With regard to Section 15 of the Charter, the plaintiffs’ argument is as follows:

  • The individual plaintiffs were removed from their duly elected positions solely because of their positions with the trade union plaintiffs. This is discriminatory because it is based on their political beliefs, a ground analogous to the grounds stated in Section 15 of the Charter.
  • By drawing a distinction between the plaintiffs (on the basis of their involvement in the union executive) and other persons who sit on the boards of colleges and institutes, the Impugned Legislation perpetuates a prejudice or stereotype that individuals such as the plaintiffs are not to be trusted because of their union positions.
  • The Impugned Legislation creates a disadvantage for the plaintiffs in that it does not draw such a distinction with regard to other persons who sit on the boards of colleges and institutes, even though some of those persons could have direct or indirect economic interests that could create a potential conflict of interest.

Comments

All directors owe common law and statutory fiduciary obligations and must always act in the best interests of their respective organizations. Typically, most boards, including those of colleges, institutes and universities, have codes of conduct that deal with conflicts of interest. The boards of public sector colleges, institutes and universities include members who are appointed by cabinet, and members who are elected representatives of faculty, unionized staff, and students.

While all board members owe the same duty to their institution not to place themselves in a conflict of interest, prior to Bill 18 there was little that boards or cabinet could do if elected representatives were in breach of this duty. Boards could ask cabinet to revoke appointments for cabinet appointed board members but had no such right for elected members. In this regard, the legislation addresses a gap in the prior legislation by allowing for the removal for cause of anyone who was not appointed by the Lieutenant Governor in Council. It goes further by disqualifying as a board member anyone who is an officer or executive member of a union, apparently on the assumption that a board member cannot simultaneously act in the best interests of both the institution and the union since they often have competing interests.
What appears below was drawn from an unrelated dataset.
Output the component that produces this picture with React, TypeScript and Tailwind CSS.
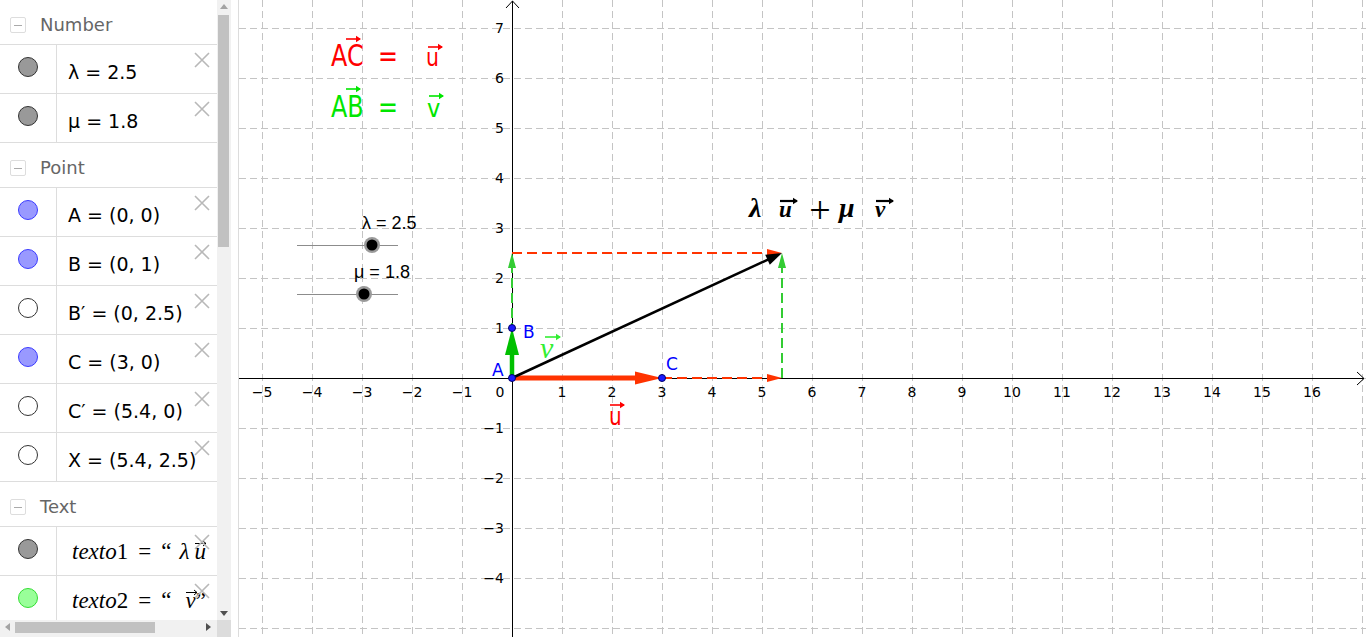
import React from "react";

const RED = "#ff3300";
const GREEN = "#00c000";
const GRID = "#c4c4c4";

type Dot = "gray" | "blue" | "white" | "green";

const dotClass: Record<Dot, string> = {
  gray: "bg-[#999999] border-[#333333]",
  blue: "bg-[#9999ff] border-[#3b3bff]",
  white: "bg-white border-[#333333]",
  green: "bg-[#99ff99] border-[#33dd33]",
};

function Close() {
  return (
    <svg className="absolute right-[7px] top-[7px] h-[16px] w-[16px]" viewBox="0 0 16 16">
      <path d="M1 1L15 15M15 1L1 15" stroke="#b8b8b8" strokeWidth="1.6" />
    </svg>
  );
}

function Header({ label }: { label: string }) {
  return (
    <div className="flex h-[45px] items-start border-b border-[#dddddd] pt-[14px] pl-[10px]">
      <div className="mt-[3px] flex h-[16px] w-[16px] items-center justify-center rounded-[2px] border border-[#dddddd]">
        <div className="h-px w-[8px] bg-[#aaaaaa]" />
      </div>
      <span className="ml-[14px] text-[18px] leading-[21px] text-[#666666]">{label}</span>
    </div>
  );
}

function Row({ dot, children, serif }: { dot: Dot; children: React.ReactNode; serif?: boolean }) {
  return (
    <div className="relative flex h-[49px] border-b border-[#dddddd]">
      <div className="flex w-[57px] shrink-0 justify-center border-r border-[#dddddd] pt-[12px]">
        <div className={`h-[20px] w-[20px] rounded-full border ${dotClass[dot]}`} />
      </div>
      {serif ? (
        <div className="whitespace-nowrap pl-[15px] pt-[12px] text-[23px] leading-[26px] text-black [font-family:'Liberation_Serif',serif]">
          {children}
        </div>
      ) : (
        <div className="whitespace-nowrap pl-[11px] pt-[16px] text-[19px] leading-[22px] text-black">{children}</div>
      )}
      <Close />
    </div>
  );
}

function Vec({ ch }: { ch: string }) {
  return (
    <span className="relative inline-block italic">
      {ch}
      <svg className="absolute left-[1px] top-[1px] h-[7px] w-[12px]" viewBox="0 0 12 7">
        <path d="M0 3.5H11M8 1L11 3.5L8 6" stroke="#000" fill="none" strokeWidth="1" />
      </svg>
    </span>
  );
}

function OverArrow({ x1, x2, y, color, w = 1.6 }: { x1: number; x2: number; y: number; color: string; w?: number }) {
  return (
    <g>
      <path d={`M${x1} ${y}H${x2 - 1}`} stroke={color} strokeWidth={w} fill="none" />
      <path d={`M${x2 - 5} ${y - 3.2}L${x2} ${y}L${x2 - 5} ${y + 3.2}Z`} fill={color} />
    </g>
  );
}

function Graph() {
  const vx: number[] = [];
  for (let x = 262; x <= 1362; x += 50) vx.push(x);
  const hy: number[] = [];
  for (let y = 28; y <= 628; y += 50) hy.push(y);
  const xl: number[] = [];
  for (let v = -5; v <= 16; v++) if (v !== 0) xl.push(v);
  const yl = [7, 6, 5, 4, 3, 2, 1, -1, -2, -3, -4];
  const lab = (v: number) => (v < 0 ? "\u2212" + Math.abs(v) : String(v));
  const sans = "'DejaVu Sans', sans-serif";

  return (
    <svg width="1127" height="637" viewBox="239 0 1127 637" className="block">
      {/* grid */}
      {vx.map((x) => (
        <line key={"v" + x} x1={x + 0.5} y1={0} x2={x + 0.5} y2={637} stroke={GRID} strokeDasharray="7 4" />
      ))}
      {hy.map((y) => (
        <line key={"h" + y} x1={239} y1={y + 0.5} x2={1366} y2={y + 0.5} stroke={GRID} strokeDasharray="7 4" />
      ))}

      {/* axes */}
      <line x1={239} y1={378.5} x2={1364} y2={378.5} stroke="#000" />
      <path d="M1357 372L1364 378.5L1357 385" stroke="#000" fill="none" />
      <line x1={512.5} y1={1} x2={512.5} y2={637} stroke="#000" />
      <path d="M506 8L512.5 1L519 8" stroke="#000" fill="none" />

      {xl.map((v) => (
        <text key={"xl" + v} x={512 + 50 * v} y={397} fontSize="14" textAnchor="middle" fontFamily={sans} fill="#000">
          {lab(v)}
        </text>
      ))}
      <text x={500} y={397} fontSize="14" textAnchor="middle" fontFamily={sans} fill="#000">0</text>
      {yl.map((v) => (
        <text key={"yl" + v} x={504} y={378 - 50 * v + 5} fontSize="14" textAnchor="end" fontFamily={sans} fill="#000">
          {lab(v)}
        </text>
      ))}

      {/* dashed translated components */}
      <g stroke={RED} strokeWidth="2" strokeDasharray="10 5" fill="none">
        <line x1={512} y1={378} x2={768} y2={378} />
        <line x1={512} y1={253} x2={768} y2={253} />
      </g>
      <path d="M767 374L782 378L767 382Z" fill={RED} />
      <path d="M767 249L782 253L767 257Z" fill={RED} />
      <g stroke="#33cc33" strokeWidth="2" strokeDasharray="10 5" fill="none">
        <line x1={512} y1={378} x2={512} y2={267} />
        <line x1={782} y1={378} x2={782} y2={267} />
      </g>
      <path d="M508 268L512 253L516 268Z" fill="#33cc33" />
      <path d="M778 268L782 253L786 268Z" fill="#33cc33" />

      {/* solid vectors */}
      <line x1={512} y1={378} x2={637} y2={378} stroke={RED} strokeWidth="5" />
      <path d="M635 371.5L662 378L635 384.5Z" fill={RED} />
      <line x1={512} y1={378} x2={512} y2={352} stroke={GREEN} strokeWidth="4.5" />
      <path d="M505 355L512 328L519 355Z" fill={GREEN} />
      <line x1={512} y1={378} x2={768.5} y2={259.3} stroke="#000" strokeWidth="2.5" />
      <path d="M782 253L769.8 264.7L765.2 254.7Z" fill="#000" />

      {/* points */}
      {[
        [512, 378],
        [512, 328],
        [662, 378],
      ].map(([x, y]) => (
        <circle key={x + "-" + y} cx={x} cy={y} r={3.5} fill="#1a1aff" stroke="#000066" strokeWidth="1" />
      ))}
      <text x={492} y={376} fontSize="17" fontFamily={sans} fill="#0000ff">A</text>
      <text x={523} y={338} fontSize="17" fontFamily={sans} fill="#0000ff">B</text>
      <text x={666} y={370} fontSize="17" fontFamily={sans} fill="#0000ff">C</text>

      {/* vector labels */}
      <text transform="translate(609 425) scale(0.8 1)" fontSize="25" fontFamily={sans} fill="#ff0000">u</text>
      <OverArrow x1={610} x2={625} y={405} color="#ff0000" />
      <text x={540} y={358} fontSize="30" fontStyle="italic" fontFamily="'Liberation Serif', serif" fill="#33ee33">v</text>
      <OverArrow x1={545} x2={561} y={337} color="#33ee33" />

      {/* equations */}
      <text transform="translate(331 66) scale(0.77 1)" fontSize="31" fontFamily={sans} fill="#ff0000">AC</text>
      <OverArrow x1={346} x2={361} y={39} color="#ff0000" />
      <text transform="translate(378 66) scale(0.77 1)" fontSize="31" fontFamily={sans} fill="#ff0000">=</text>
      <text transform="translate(426 66) scale(0.85 1)" fontSize="24" fontFamily={sans} fill="#ff0000">u</text>
      <OverArrow x1={428} x2={443} y={47} color="#ff0000" />

      <text transform="translate(331 117) scale(0.77 1)" fontSize="31" fontFamily={sans} fill="#00e600">AB</text>
      <OverArrow x1={346} x2={361} y={89} color="#00e600" />
      <text transform="translate(378 117) scale(0.77 1)" fontSize="31" fontFamily={sans} fill="#00e600">=</text>
      <text transform="translate(427 117) scale(0.9 1)" fontSize="25" fontFamily={sans} fill="#00e600">v</text>
      <OverArrow x1={429} x2={444} y={96} color="#00e600" />

      {/* lambda u + mu v */}
      <g fontFamily="'Liberation Serif', serif" fontWeight="bold" fontStyle="italic" fill="#000">
        <text x={749} y={217} fontSize="28">λ</text>
        <text x={779} y={217} fontSize="23">u</text>
        <text x={839} y={217} fontSize="28">μ</text>
        <text x={875} y={217} fontSize="23">v</text>
      </g>
      <text x={820} y={223} fontSize="38" textAnchor="middle" fontFamily="'Liberation Serif', serif" fill="#000">+</text>
      <OverArrow x1={780} x2={798} y={201} color="#000" w={2.2} />
      <OverArrow x1={876} x2={894} y={201} color="#000" w={2.2} />

      {/* sliders */}
      <line x1={297} y1={245.5} x2={398} y2={245.5} stroke="#8c8c8c" />
      <circle cx={372} cy={245} r={8} fill="#9a9a9a" />
      <circle cx={372} cy={245} r={5.5} fill="#000" />
      <text x={362} y={229} fontSize="18" fontFamily="'Liberation Sans', sans-serif" fill="#000">λ = 2.5</text>
      <line x1={297} y1={294.5} x2={398} y2={294.5} stroke="#8c8c8c" />
      <circle cx={364} cy={294} r={8} fill="#9a9a9a" />
      <circle cx={364} cy={294} r={5.5} fill="#000" />
      <text x={354} y={278} fontSize="18" fontFamily="'Liberation Sans', sans-serif" fill="#000">μ = 1.8</text>
    </svg>
  );
}

function Panel() {
  return (
    <div className="flex h-[637px] w-[231px] shrink-0 flex-col">
      <div className="flex h-[620px]">
        <div className="h-full w-[217px] overflow-hidden bg-white">
          <Header label="Number" />
          <Row dot="gray">λ = 2.5</Row>
          <Row dot="gray">μ = 1.8</Row>
          <Header label="Point" />
          <Row dot="blue">A = (0, 0)</Row>
          <Row dot="blue">B = (0, 1)</Row>
          <Row dot="white">B′ = (0, 2.5)</Row>
          <Row dot="blue">C = (3, 0)</Row>
          <Row dot="white">C′ = (5.4, 0)</Row>
          <Row dot="white">X = (5.4, 2.5)</Row>
          <Header label="Text" />
          <Row dot="gray" serif>
            <span className="italic">texto</span>1<span className="mx-[10px]">=</span>“<span className="ml-[8px] mr-[5px] italic">λ</span>
            <Vec ch="u" />
          </Row>
          <Row dot="green" serif>
            <span className="italic">texto</span>2<span className="mx-[10px]">=</span>“<span className="ml-[14px]" />
            <Vec ch="v" />”
          </Row>
        </div>
        <div className="relative h-full w-[14px] bg-[#f1f1f1]">
          <div className="absolute left-[1px] top-[15px] h-[232px] w-[11px] bg-[#c1c1c1]" />
          <div className="absolute left-[3px] top-[4px] h-0 w-0 border-x-[4px] border-b-[5px] border-x-transparent border-b-[#a3a3a3]" />
          <div className="absolute bottom-[4px] left-[3px] h-0 w-0 border-x-[4px] border-t-[5px] border-x-transparent border-t-[#505050]" />
        </div>
      </div>
      <div className="relative h-[17px] w-[231px] bg-[#f1f1f1]">
        <div className="absolute left-[15px] top-[2px] h-[11px] w-[140px] bg-[#c1c1c1]" />
        <div className="absolute left-[5px] top-[3px] h-0 w-0 border-y-[4px] border-r-[5px] border-y-transparent border-r-[#a3a3a3]" />
        <div className="absolute left-[206px] top-[3px] h-0 w-0 border-y-[4px] border-l-[5px] border-y-transparent border-l-[#505050]" />
        <div className="absolute left-[217px] top-0 h-full w-[14px] bg-[#dcdcdc]" />
      </div>
    </div>
  );
}

export default function App() {
  return (
    <div className="flex h-[637px] w-[1366px] overflow-hidden bg-white [font-family:'DejaVu_Sans',sans-serif]">
      <Panel />
      <div className="h-full w-[8px] shrink-0 border-r border-[#dcdcdc] bg-white" />
      <Graph />
    </div>
  );
}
From the point of view of the unions, the Impugned Legislation infringes the Charter rights of its members because it assumes that all union executives are automatically in conflict, without examining each decision they make on a case by case basis, as would be the case for board members who are not union executives. The question before the courts will be whether or not the perception of conflict for union executive board members should be managed on a case by case basis, similar to that applied to board members who find themselves in a conflict of interest as a result of their own business or personal activities and associations.

The Impugned Legislation has resulted in elected members of college and university boards being removed from office and the individuals and the unions have responded vigorously. Consequently, this challenge will be followed very closely by both the labour relations and higher education communities.

We will provide you with updates as they become available.